• _Exercise task_: Return the material exactly, first line through the line containing "import React from", and nothing more. Pictures stay out.
....................
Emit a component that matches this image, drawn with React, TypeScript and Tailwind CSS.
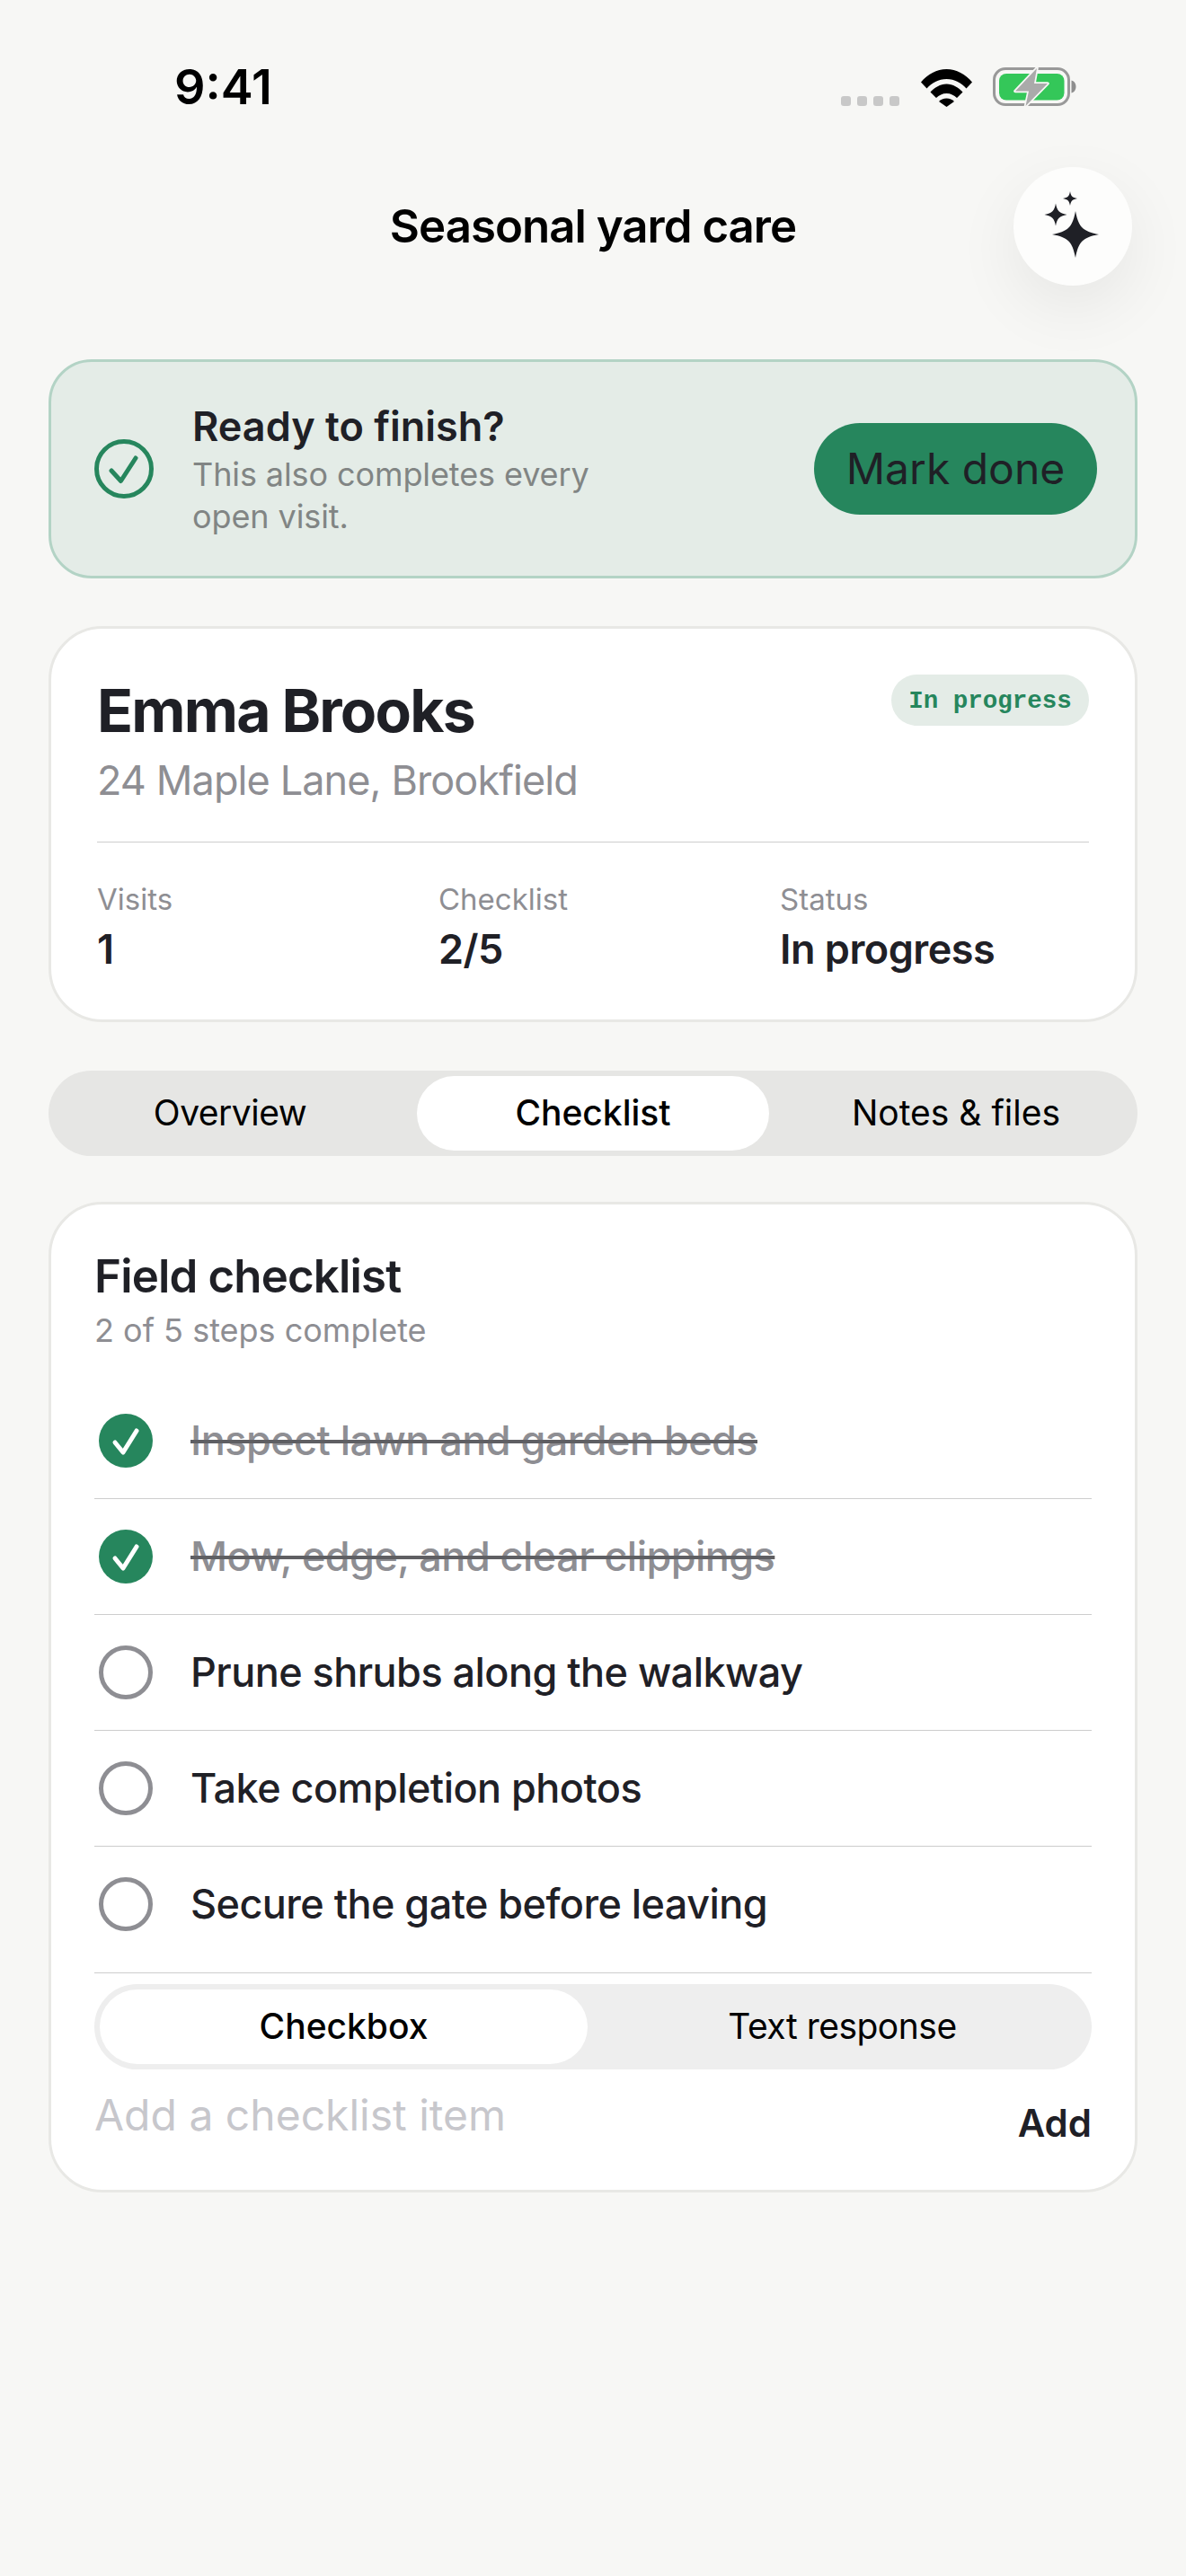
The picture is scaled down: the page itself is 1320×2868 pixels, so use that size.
import React from "react";

const star = (cx: number, cy: number, r: number) => {
  const a = 0.13 * r;
  const b = 0.13 * r;
  return `M${cx} ${cy - r}C${cx + a} ${cy - b * 2.4} ${cx + b * 2.4} ${cy - a} ${cx + r} ${cy}C${cx + b * 2.4} ${cy + a} ${cx + a} ${cy + b * 2.4} ${cx} ${cy + r}C${cx - a} ${cy + b * 2.4} ${cx - b * 2.4} ${cy + a} ${cx - r} ${cy}C${cx - b * 2.4} ${cy - a} ${cx - a} ${cy - b * 2.4} ${cx} ${cy - r}Z`;
};

function Wifi() {
  return (
    <svg width="57" height="42" viewBox="0 0 57 42" className="block">
      <path d="M0 14.5C7.5 5.5 17.5 0 28.5 0S49.500 5.500 57 14.500L50.500 21.500C45 15.500 37.500 11 28.500 11S12 15.500 6.500 21.500Z" fill="#000" />
      <path d="M10.500 25.500C15 20.500 21.500 16.500 28.500 16.500S42 20.500 46.500 25.500L40 32C37 29 33 27 28.500 27S20 29 17 32Z" fill="#000" />
      <path d="M20 36C22 33.800 25 32.500 28.500 32.500S35 33.800 37 36L28.500 42Z" fill="#000" />
    </svg>
  );
}

function Battery() {
  return (
    <svg width="93" height="44" viewBox="0 0 93 44" className="block">
      <rect x="1.500" y="1.500" width="83" height="40" rx="12.500" fill="none" stroke="#999" strokeWidth="3" />
      <rect x="7" y="7" width="72.500" height="29.500" rx="8" fill="#34c759" />
      <path d="M87.500 14.500C91 15.500 92.500 18.500 92.500 21.500S91 27.500 87.500 28.500Z" fill="#8e8e8e" />
      <path d="M49 1L25 26.500H40L36.500 43L61 18H46Z" fill="#aaa" stroke="#f7f7f5" strokeWidth="3.500" strokeLinejoin="round" paintOrder="stroke" />
    </svg>
  );
}

function Sparkles() {
  return (
    <svg width="132" height="132" viewBox="0 0 132 132" className="block">
      <path d={star(69, 75, 26)} fill="#1f2026" />
      <path d={star(47, 53, 12.5)} fill="#1f2026" />
      <path d={star(63, 35, 8)} fill="#1f2026" />
    </svg>
  );
}

function Row({ text, done, last }: { text: string; done?: boolean; last?: boolean }) {
  return (
    <div className={`flex items-center gap-[42px] pl-[5px] ${last ? "h-[127.500px]" : "h-[129px] border-b-[1.500px] border-[#cdcdcd]"}`}>
      {done ? (
        <svg width="60" height="60" viewBox="0 0 60 60" className="block shrink-0">
          <circle cx="30" cy="30" r="30" fill="#26865d" />
          <path d="M18 32L27 43L42 19" fill="none" stroke="#fff" strokeWidth="5" strokeLinecap="round" strokeLinejoin="round" />
        </svg>
      ) : (
        <div className="h-[60px] w-[60px] shrink-0 rounded-full border-[5px] border-[#8e8e93]" />
      )}
      <span className={`text-[45px] font-medium leading-[54px] tracking-[-0.55px] ${done ? "text-[#8e8e93] line-through decoration-[#5f5f63] decoration-[4px]" : "text-[#1f2026]"}`}>
        {text}
      </span>
    </div>
  );
}

export default function App() {
  return (
    <div className="min-h-[2868px] w-[1320px] bg-[#f7f7f5] font-['Inter',sans-serif] text-[#1f2026]">
      <div className="flex h-[186px] items-start justify-between pl-[194px] pr-[122px]">
        <span className="mt-[70px] text-[54px] font-semibold leading-[54px] text-black">9:41</span>
        <div className="mt-[75px] flex items-end">
          <div className="mb-[1px] flex gap-[7px]">
            <i className="block h-[11px] w-[11px] rounded-[3px] bg-[#c8c8c8]" />
            <i className="block h-[11px] w-[11px] rounded-[3px] bg-[#c8c8c8]" />
            <i className="block h-[11px] w-[11px] rounded-[3px] bg-[#c8c8c8]" />
            <i className="block h-[11px] w-[11px] rounded-[3px] bg-[#c8c8c8]" />
          </div>
          <div className="ml-[24px]"><Wifi /></div>
          <div className="ml-[23px]"><Battery /></div>
        </div>
      </div>

      <div className="grid grid-cols-[132px_1fr_132px] items-center px-[60px]">
        <div />
        <div className="text-center text-[51px] font-semibold leading-[60px] tracking-[-1px] text-black">Seasonal yard care</div>
        <button className="flex h-[132px] w-[132px] items-center justify-center rounded-full bg-[#fdfdfc] shadow-[0_24px_72px_rgba(0,0,0,0.07)]">
          <Sparkles />
        </button>
      </div>

      <div className="px-[54px]">
        <div className="mt-[82px] flex h-[244px] items-center rounded-[48px] border-[3px] border-[#b3d3c5] bg-[#e4ece7] pl-[48px] pr-[42px]">
          <svg width="66" height="66" viewBox="0 0 66 66" className="block shrink-0">
            <circle cx="33" cy="33" r="30.500" fill="none" stroke="#26865d" strokeWidth="5" />
            <path d="M19 35L29.500 46.500L46 21" fill="none" stroke="#26865d" strokeWidth="5" strokeLinecap="round" strokeLinejoin="round" />
          </svg>
          <div className="ml-[43px] w-[480px] pt-[3px]">
            <div className="text-[45px] font-semibold leading-[54px]">Ready to finish?</div>
            <div className="mt-[3px] text-[36px] leading-[47.500px] tracking-[-0.1px] text-[#818584]">This also completes every open visit.</div>
          </div>
          <button className="ml-auto flex h-[102px] w-[315px] items-center justify-center rounded-full bg-[#26865d] text-[48px] leading-[60px]">Mark done</button>
        </div>

        <div className="mt-[53px] h-[441px] rounded-[60px] border-[3px] border-[#e8e8e5] bg-white px-[51px]">
          <div className="flex items-start justify-between">
            <div>
              <div className="mt-[52px] text-[66px] font-bold leading-[78px] tracking-[-1.800px]">Emma Brooks</div>
              <div className="mt-[11px] text-[45px] leading-[56px] tracking-[-0.9px] text-[#8e8e93]">24 Maple Lane, Brookfield</div>
            </div>
            <div className="mt-[51px] flex h-[57px] w-[220px] items-center justify-center rounded-full bg-[#e4ece7] pt-[2px] font-['Liberation_Mono',monospace] text-[27.500px] font-bold text-[#26865d]">In progress</div>
          </div>
          <div className="mt-[40px] border-t-[1.500px] border-[#cdcdcd]" />
          <div className="mt-[42px] grid grid-cols-[380px_380px_1fr]">
            <div>
              <div className="text-[33px] leading-[42px] text-[#8e8e93]">Visits</div>
              <div className="mt-[8px] text-[45px] font-semibold leading-[54px] tracking-[-0.5px]">1</div>
            </div>
            <div>
              <div className="text-[33px] leading-[42px] text-[#8e8e93]">Checklist</div>
              <div className="mt-[8px] text-[45px] font-semibold leading-[54px] tracking-[-0.5px]">2/5</div>
            </div>
            <div>
              <div className="text-[33px] leading-[42px] text-[#8e8e93]">Status</div>
              <div className="mt-[8px] text-[45px] font-semibold leading-[54px] tracking-[-0.5px]">In progress</div>
            </div>
          </div>
        </div>

        <div className="mt-[54px] grid h-[95px] grid-cols-3 gap-[12px] rounded-[48px] bg-[#e6e6e4] p-[6px] text-[39px] text-black">
          <div className="flex items-center justify-center tracking-[-0.5px]">Overview</div>
          <div className="flex items-center justify-center rounded-[42px] bg-white font-medium">Checklist</div>
          <div className="flex items-center justify-center">Notes &amp; files</div>
        </div>

        <div className="mt-[51px] h-[1103px] rounded-[60px] border-[3px] border-[#e8e8e5] bg-white px-[48px]">
          <div className="pt-[50px] text-[51px] font-semibold leading-[60px] tracking-[-0.85px]">Field checklist</div>
          <div className="mt-[7px] text-[36px] leading-[46px] text-[#8e8e93]">2 of 5 steps complete</div>
          <div className="mt-[36px]">
            <Row text="Inspect lawn and garden beds" done />
            <Row text="Mow, edge, and clear clippings" done />
            <Row text="Prune shrubs along the walkway" />
            <Row text="Take completion photos" />
            <Row text="Secure the gate before leaving" last />
          </div>
          <div className="mt-[12.500px] border-t-[1.500px] border-[#cdcdcd] pt-[12px]">
            <div className="grid h-[95px] grid-cols-2 gap-[12px] rounded-[48px] bg-[#eeeeee] p-[6px] text-[39px] text-black">
              <div className="flex items-center justify-center rounded-[42px] bg-white font-medium">Checkbox</div>
              <div className="flex items-center justify-center tracking-[-0.5px]">Text response</div>
            </div>
            <div className="mt-[23px] flex items-start justify-between">
              <span className="text-[48px] leading-[56px] text-[#c7c7cc]">Add a checklist item</span>
              <span className="mt-[12px] text-[42px] font-semibold leading-[50px]">Add</span>
            </div>
          </div>
        </div>
      </div>
    </div>
  );
}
....................
• _Task output_:
Emit a component that matches this image, drawn with React, TypeScript and Tailwind CSS.
The picture is scaled down: the page itself is 1320×2868 pixels, so use that size.
import React from "react";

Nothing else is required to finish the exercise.